ST. ANDREWS, Scotland — You don’t need an alarm clock in St. Andrews. The early-morning squawking of seagulls will wake you. The birds are everywhere: on park benches in town, gliding over West Sands Beach and, yes, here at the Old Course, site of the 150th Open Championship.
Just not when Enya is around.
Enya is a red-backed hawk that is on site here this week with an important role: scaring off seagulls and other avian nuisances from nabbing fans’ lunches. It’s a real problem. Turn your back for a second or two in the areas around the course where food and ice-cream trucks are congregated and there’s a better-than-decent chance that a gull will swoop in for a nibble of your fish and chips.
“It’s been relatively quiet but that’s because she’s been on site since this morning,” Enya’s minder, Stuart Milne, told me Tuesday morning. He had a thick beard and even thicker Scottish accent. “If I was to go away and pop her back in the van for half an hour, the gulls would be back.”
Milne works for Elite Falconry, which as part of its pest-riddance services offers “the country’s very best birds of prey.” Last week, another of the company’s staffers — an Indian eagle owl with a six-foot wingspan named Sage — was here patrolling the Old Course and letting gulls and crows that they are not welcome. At least not during Open week. Another concern was that their droppings could muddy the playing field.

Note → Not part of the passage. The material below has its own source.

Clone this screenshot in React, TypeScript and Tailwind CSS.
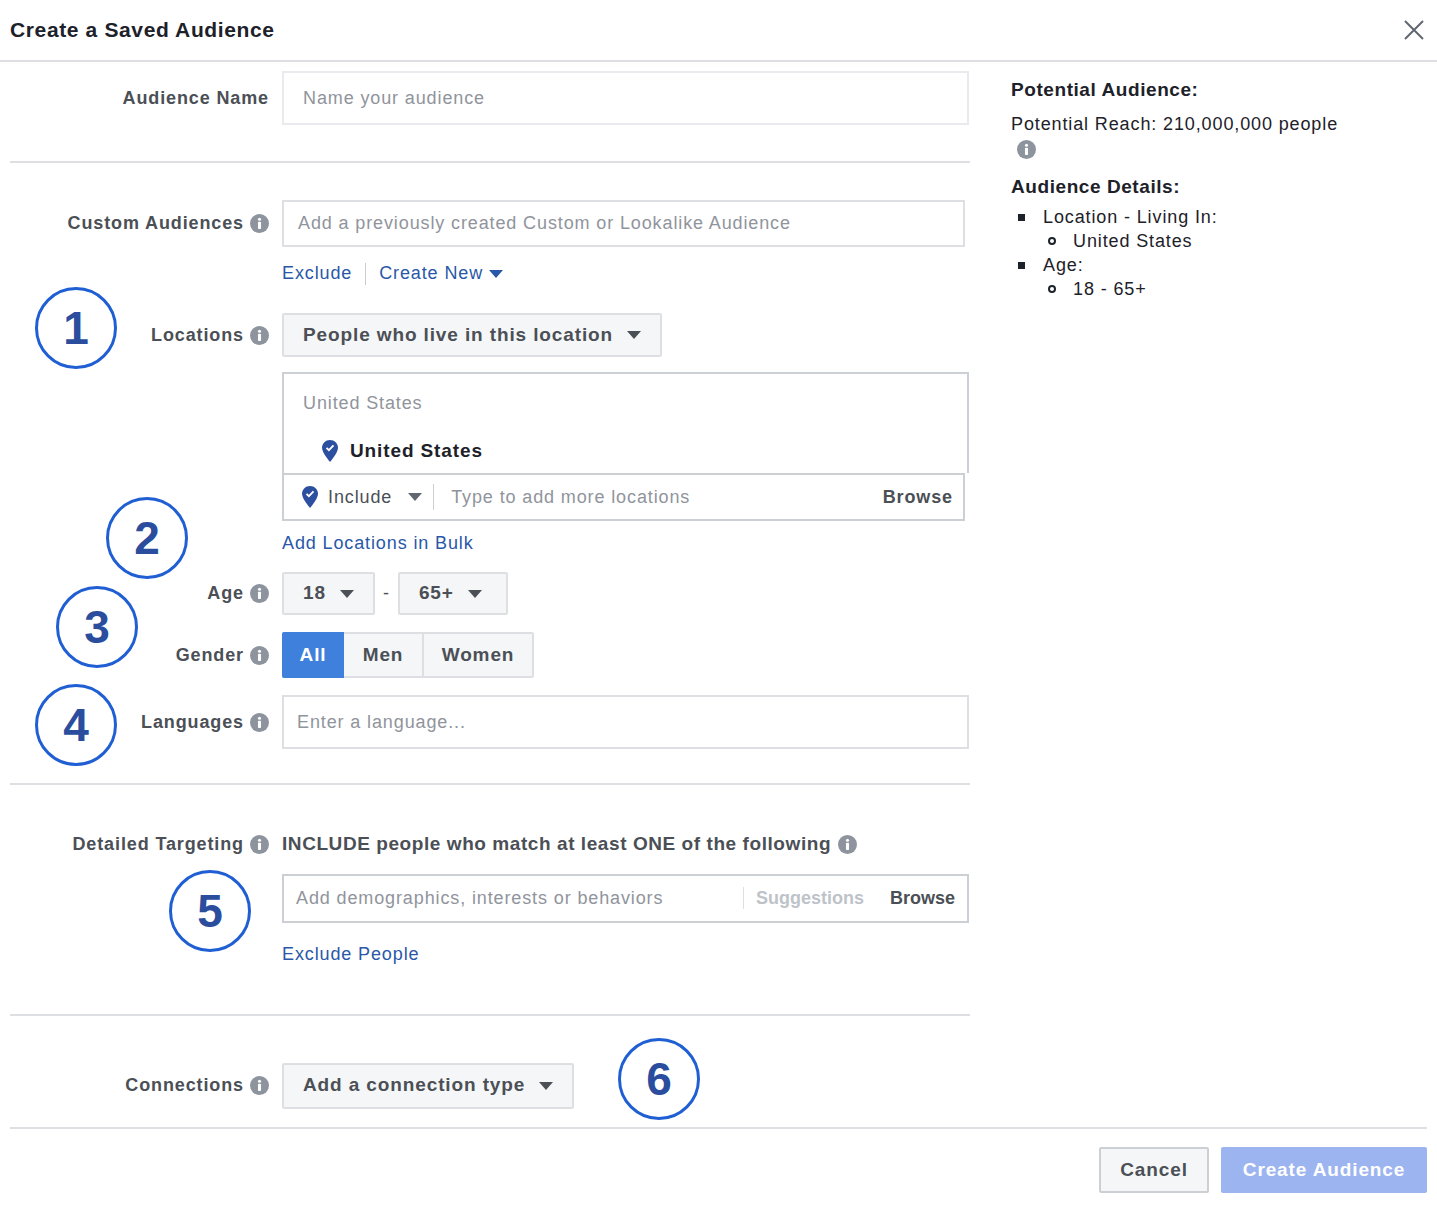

The gulls aren’t just a problem at the golf course. A couple of weeks ago, Linden Grigg, a student at St. Andrews University, wrote a column for a Scottish paper, The Courier and Evening Telegraph, with the alarming headline: “Are we going to let gulls wreck St. Andrews’ shot at Open glory?”
“These pests are large, single-minded, and dangerous,” Grigg wrote. “And as the student population increases here year-on-year, so does the size and boldness of the gulls. It is not uncommon now to see them pinching food from unsuspecting tourists and raiding any lidless bins they can find. They have become a serious public nuisance.”
Alas, not if Enya is about.
On Tuesday, as Enya rested on Milne’s left arm, her talons clasped to his hand — and with not a seagull in sight — I asked Milne if his hawk had an Open pick.
“I’m not sure she’s that into golf,” he said, laughing.
To be fair, she has more important things to worry about.